The Daily Telegraph [84]: Children are being regularly stalked and assaulted on their way to and from school in an alarming outbreak of "stranger danger", confidential Government reports reveal; Sydney is to become a city of cities as more than 1.1million more people are squeezed in over the next 25 years and the Government tries to spread new jobs across the metropolis.

The Herald-Sun [85]:  Teenage terrorism suspects will be held in a new high-security jail at the state's main youth detention centre; A plan to strip family payments from deadbeat mums and dads who don't look after their children has been blasted by welfare groups.
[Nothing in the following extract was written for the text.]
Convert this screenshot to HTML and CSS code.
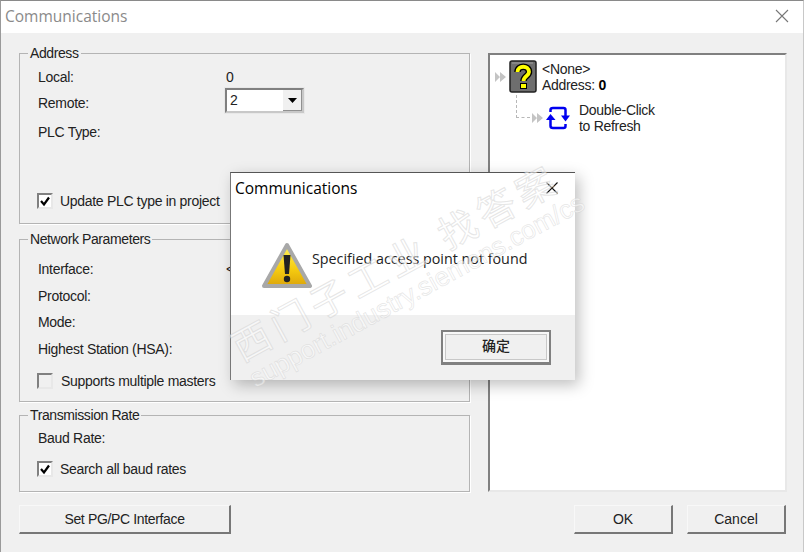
FILE: index.html
```html
<!DOCTYPE html>
<html lang="en">
<head>
    <meta charset="UTF-8">
    <title>Communications</title>
    <link rel="stylesheet" href="styles.css">
</head>
<body>
    <div class="window">
        <div class="titlebar">
            <span class="title">Communications</span>
            <svg class="close" width="14" height="14" viewBox="0 0 14 14"><path d="M1 1L13 13M13 1L1 13" stroke="#777" stroke-width="1.1" fill="none"/></svg>
        </div>
        <div class="content">
            <div class="left">
                <fieldset class="group group-address">
                    <legend>Address</legend>
                    <div class="row row-local"><span class="label">Local:</span><span class="value">0</span></div>
                    <div class="row row-remote">
                        <span class="label">Remote:</span>
                        <div class="combo">
                            <span class="combo-text">2</span>
                            <span class="combo-btn"><svg width="9" height="5" viewBox="0 0 9 5"><path d="M0 0H9L4.500 5Z" fill="#000"/></svg></span>
                        </div>
                    </div>
                    <div class="row row-plc"><span class="label">PLC Type:</span></div>
                    <label class="check check-update">
                        <span class="box"><svg width="12" height="12" viewBox="0 0 12 12"><path d="M2 6L5 9.500L10 2.500" stroke="#000" stroke-width="2.200" fill="none"/></svg></span>
                        <span>Update PLC type in project</span>
                    </label>
                </fieldset>
                <fieldset class="group group-network">
                    <legend>Network Parameters</legend>
                    <div class="row"><span class="label">Interface:</span><span class="value value-iface">&lt;</span></div>
                    <div class="row"><span class="label">Protocol:</span></div>
                    <div class="row"><span class="label">Mode:</span></div>
                    <div class="row"><span class="label">Highest Station (HSA):</span></div>
                    <label class="check check-masters">
                        <span class="box box-off"></span>
                        <span>Supports multiple masters</span>
                    </label>
                </fieldset>
                <fieldset class="group group-rate">
                    <legend>Transmission Rate</legend>
                    <div class="row"><span class="label">Baud Rate:</span></div>
                    <label class="check check-baud">
                        <span class="box"><svg width="12" height="12" viewBox="0 0 12 12"><path d="M2 6L5 9.500L10 2.500" stroke="#000" stroke-width="2.200" fill="none"/></svg></span>
                        <span>Search all baud rates</span>
                    </label>
                </fieldset>
            </div>
            <div class="tree">
                <div class="node node-top">
                    <svg class="chev" width="12" height="12" viewBox="0 0 12 12"><path d="M0 1L5 6L0 11ZM5 1L11 6L5 11Z" fill="#c4c4c4"/></svg>
                    <svg class="help" width="28" height="33" viewBox="0 0 28 33">
                        <rect x="1" y="1" width="26" height="31" rx="2" fill="#6e6e6e" stroke="#222" stroke-width="1.500"/>
                        <path d="M3 3H24" stroke="#a0a0a0" stroke-width="1"/>
                        <path d="M8.500 12C8.500 5 20 5 20 12C20 16 14.500 16 14.500 21" fill="none" stroke="#000" stroke-width="6.500"/>
                        <path d="M8.500 12C8.500 5 20 5 20 12C20 16 14.500 16 14.500 21" fill="none" stroke="#ffff00" stroke-width="3.800"/>
                        <rect x="11.500" y="23.500" width="6" height="5" fill="#ffff00" stroke="#000"/>
                    </svg>
                    <div class="node-text"><div>&lt;None&gt;</div><div>Address: <b>0</b></div></div>
                </div>
                <div class="node node-sub">
                    <span class="dash"></span>
                    <svg class="chev" width="12" height="12" viewBox="0 0 12 12"><path d="M0 1L5 6L0 11ZM5 1L11 6L5 11Z" fill="#c4c4c4"/></svg>
                    <svg class="refresh" width="24" height="24" viewBox="0 0 24 24">
                        <path d="M4.500 6V4Q4.500 2 7 2H17.500Q19.500 2 19.500 4V10" fill="none" stroke="#0000f0" stroke-width="2.500"/>
                        <path d="M19.500 18V20Q19.500 22 17.500 22H7Q4.500 22 4.500 20V13" fill="none" stroke="#0000f0" stroke-width="2.500"/>
                        <path d="M0 14H9.500L4.500 8Z" fill="#0000f0"/>
                        <path d="M15 9.500H24L19.500 15.500Z" fill="#0000f0"/>
                    </svg>
                    <div class="node-text"><div>Double-Click</div><div>to Refresh</div></div>
                </div>
            </div>
        </div>
        <div class="footer">
            <button class="btn btn-wide">Set PG/PC Interface</button>
            <div class="footer-right">
                <button class="btn">OK</button>
                <button class="btn">Cancel</button>
            </div>
        </div>
    </div>

    <div class="dialog">
        <div class="dialog-title">
            <span>Communications</span>
            <svg width="12" height="12" viewBox="0 0 12 12"><path d="M0.500 0.500L11.500 11.500M11.500 0.500L0.500 11.500" stroke="#111" stroke-width="1.100" fill="none"/></svg>
        </div>
        <div class="dialog-body">
            <svg class="warn" width="52" height="48" viewBox="0 0 52 48">
                <defs>
                    <linearGradient id="warnFill" x1="0" y1="0" x2="0" y2="1">
                        <stop offset="0" stop-color="#fff25a"/>
                        <stop offset="0.600" stop-color="#f5cb10"/>
                        <stop offset="1" stop-color="#dca50a"/>
                    </linearGradient>
                </defs>
                <path d="M26 3L49 44H3Z" fill="url(#warnFill)" stroke="#a8a8a8" stroke-width="4" stroke-linejoin="round"/>
                <path d="M22.500 13H29.500L28 32H24Z" fill="#222"/>
                <circle cx="26" cy="37" r="3.200" fill="#222"/>
            </svg>
            <span class="message">Specified access point not found</span>
        </div>
        <div class="dialog-foot">
            <button class="btn btn-confirm">确定</button>
        </div>
    </div>

    <div class="watermark">
        <div class="wm-cn">西门子工业 找答案</div>
        <div class="wm-en">support.industry.siemens.com/cs</div>
    </div>
</body>
</html>
```

FILE: styles.css
```css
html, body {
    margin: 0;
    height: 100%;
}
body {
    position: relative;
    width: 804px;
    height: 552px;
    overflow: hidden;
    font-family: "Liberation Sans", Arial, sans-serif;
    font-size: 14px;
    color: #222;
    background-color: #f0f0f0;
}
.window {
    height: 552px;
    box-sizing: border-box;
    border-top: 1px solid #8a8a8a;
    border-left: 1px solid #9a9a9a;
    border-right: 1px solid #c8c8c8;
    display: flex;
    flex-direction: column;
}
.titlebar {
    height: 32px;
    flex: none;
    box-sizing: border-box;
    background-color: #fff;
    display: flex;
    align-items: center;
    justify-content: space-between;
    padding: 0 14px 3px 4px;
}
.title {
    font-family: "Open Sans", sans-serif;
    font-size: 15.500px;
    color: #8a8a8a;
}
.content {
    display: flex;
    justify-content: space-between;
    padding: 12px 16px 0 18px;
}
.left {
    width: 451px;
}
.group {
    margin: 0;
    padding: 0 0 0 18px;
    border: 1px solid #b4b4b4;
    box-shadow: 1px 1px 0 #fff;
    box-sizing: border-box;
}
.group legend {
    margin-left: -10px;
    padding: 0 2px;
    font-size: 14px;
    line-height: 16px;
    letter-spacing: -0.400px;
}
.group-address {
    height: 179px;
}
.group-network {
    height: 171px;
    margin-top: 7px;
    padding-top: 9px;
}
.group-rate {
    height: 85px;
    margin-top: 5px;
    padding-top: 2px;
}
.row {
    display: flex;
    height: 26.500px;
    align-items: center;
}
.label {
    width: 188px;
    font-size: 14px;
    letter-spacing: -0.300px;
}
.value {
    font-size: 14px;
}
.row-local {
    height: 17px;
    margin-top: 7px;
}
.row-remote {
    height: 26px;
    margin-top: 2px;
}
.row-remote .label {
    padding-top: 5px;
}
.row-plc {
    height: 26px;
    margin-top: 6px;
}
.combo {
    width: 79px;
    height: 25px;
    margin-left: -1px;
    box-sizing: border-box;
    border: 2px solid;
    border-color: #808080 #c8c8c8 #c8c8c8 #808080;
    outline: 1px solid #e8e8e8;
    background-color: #fff;
    display: flex;
    justify-content: space-between;
    align-items: center;
}
.combo-text {
    padding-left: 3px;
}
.combo-btn {
    width: 19px;
    height: 21px;
    background-color: #f0f0f0;
    display: flex;
    align-items: center;
    justify-content: center;
    box-shadow: inset -1px -1px 0 #909090;
}
.check {
    display: flex;
    align-items: center;
    letter-spacing: -0.300px;
}
.box {
    width: 12px;
    height: 12px;
    flex: none;
    margin: 0 7px 0 -1px;
    border: 2px solid;
    border-color: #808080 #e8e8e8 #e8e8e8 #808080;
    background-color: #fff;
    display: flex;
    align-items: center;
    justify-content: center;
}
.box-off {
    background-color: #f0f0f0;
    margin-right: 8px;
}
.check-update {
    margin-top: 48px;
}
.check-masters {
    margin-top: 11px;
}
.check-baud {
    margin-top: 9px;
}
.tree {
    width: 299px;
    height: 439px;
    margin-top: 8px;
    box-sizing: border-box;
    background-color: #fff;
    border: 2px solid;
    border-color: #808080 #e8e8e8 #e8e8e8 #808080;
    padding: 5px 0 0 5px;
    font-size: 14px;
    letter-spacing: -0.300px;
    line-height: 16px;
}
.node {
    display: flex;
    align-items: center;
}
.node-text {
    color: #222;
}
.node-text b {
    color: #000;
}
.help {
    margin: 0 5px 0 2px;
}
.node-sub {
    position: relative;
    margin: 9px 0 0 32px;
}
.node-sub .chev {
    margin-left: 5px;
}
.dash {
    position: absolute;
    left: -11px;
    top: -7px;
    width: 14px;
    height: 23px;
    box-sizing: border-box;
    border-left: 1px dashed #b8b8b8;
    border-bottom: 1px dashed #b8b8b8;
}
.refresh {
    margin: 0 9px 0 2px;
}
.footer {
    display: flex;
    justify-content: space-between;
    padding: 13px 17px 0 18px;
}
.footer-right {
    display: flex;
    gap: 14px;
}
.btn {
    width: 99px;
    height: 29px;
    box-sizing: border-box;
    background-color: #f0f0f0;
    border: 1px solid #f8f8f8;
    border-right: 2px solid #777;
    border-bottom: 2px solid #777;
    font-family: "Liberation Sans", Arial, sans-serif;
    font-size: 14px;
    color: #222;
    padding: 0;
}
.btn-wide {
    width: 212px;
    letter-spacing: -0.350px;
}
.dialog {
    position: absolute;
    left: 230px;
    top: 172px;
    width: 345px;
    height: 208px;
    box-sizing: border-box;
    background-color: #fff;
    border-top: 1px solid #555;
    border-left: 1px solid #777;
    box-shadow: 4px 5px 14px rgba(0, 0, 0, 0.25);
    display: flex;
    flex-direction: column;
}
.dialog-title {
    height: 30px;
    display: flex;
    align-items: center;
    justify-content: space-between;
    padding: 0 17px 0 4px;
    font-family: "Open Sans", sans-serif;
    font-size: 15.500px;
    color: #000;
}
.dialog-body {
    height: 112px;
    display: flex;
    align-items: flex-start;
    box-sizing: border-box;
    padding: 39px 0 0 30px;
}
.message {
    font-family: "Open Sans", sans-serif;
    font-size: 14.300px;
    color: #222;
    margin: 7px 0 0 -1px;
}
.dialog-foot {
    flex: 1;
    background-color: #f0f0f0;
    display: flex;
    justify-content: flex-end;
    align-items: flex-start;
    padding: 15px 24px 0 0;
}
.btn-confirm {
    width: 110px;
    height: 35px;
    border: 2px solid #808080;
    border-bottom-width: 3px;
    box-shadow: inset 0 0 0 2px #f8f8f8, inset 0 0 0 3px #c8c8c8;
    font-family: "Noto Sans CJK SC", sans-serif;
    font-size: 14px;
    font-weight: 500;
    padding-bottom: 5px;
    line-height: 20px;
}
.watermark {
    position: absolute;
    left: 224px;
    top: 330px;
    transform: rotate(-28.500deg);
    transform-origin: left top;
    white-space: nowrap;
    pointer-events: none;
    color: rgba(255, 255, 255, 0.5);
    -webkit-text-stroke: 1px rgba(205, 205, 205, 0.5);
}
.wm-cn {
    font-family: "Noto Sans CJK SC", sans-serif;
    font-size: 38px;
    line-height: 42px;
    letter-spacing: 6px;
}
.wm-en {
    font-family: "Liberation Sans", sans-serif;
    font-size: 26px;
    line-height: 30px;
    -webkit-text-stroke-width: 0.700px;
}
```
The Courier-Mail [86]: Besieged former health minister Gordon Nuttall has declared his political career is not finished and is determined he will not resign; A water war is looming between the gardening and pool industries in southeast Queensland.

The Advertiser [87]: Local councillors and mayors would receive pay rises of up to 600 per cent under a plan that would add more than $2 million to ratepayer bills across the state; The ongoing delay in opening Adelaide's new airport terminal had become a state embarrassment, Foreign Affairs Minister Alexander Downer said yesterday.

The West Australian [88]: Peter Costello wants to take automatic welfare payments away from parents who neglect their children and give the money to other, more responsible adults in the family; A leading think tank has called for the pension age to be raised, possibly to 70, to deal with the growing burden of an ageing population and a skills shortage.

The Mercury [89]: Christmas decorations in Hobart's CBD are dull and unfestive, retailers and shoppers say; P-platers make up an alarmingly high proportion of drivers killed or seriously injured on Tasmania's roads, crash figures show.

SPORT

Pakistan beat England by an innings [90] in the last of the three test series to win 2-0; Peter Roebuck [91] looks at what went wrong for England; Hockeyroos praised [92] despite champions trophy loss; After a superb eight iron to the last at Coolum yesterday, Robert Allenby has the chance to become the first to claim Australian golf's triple crown [93].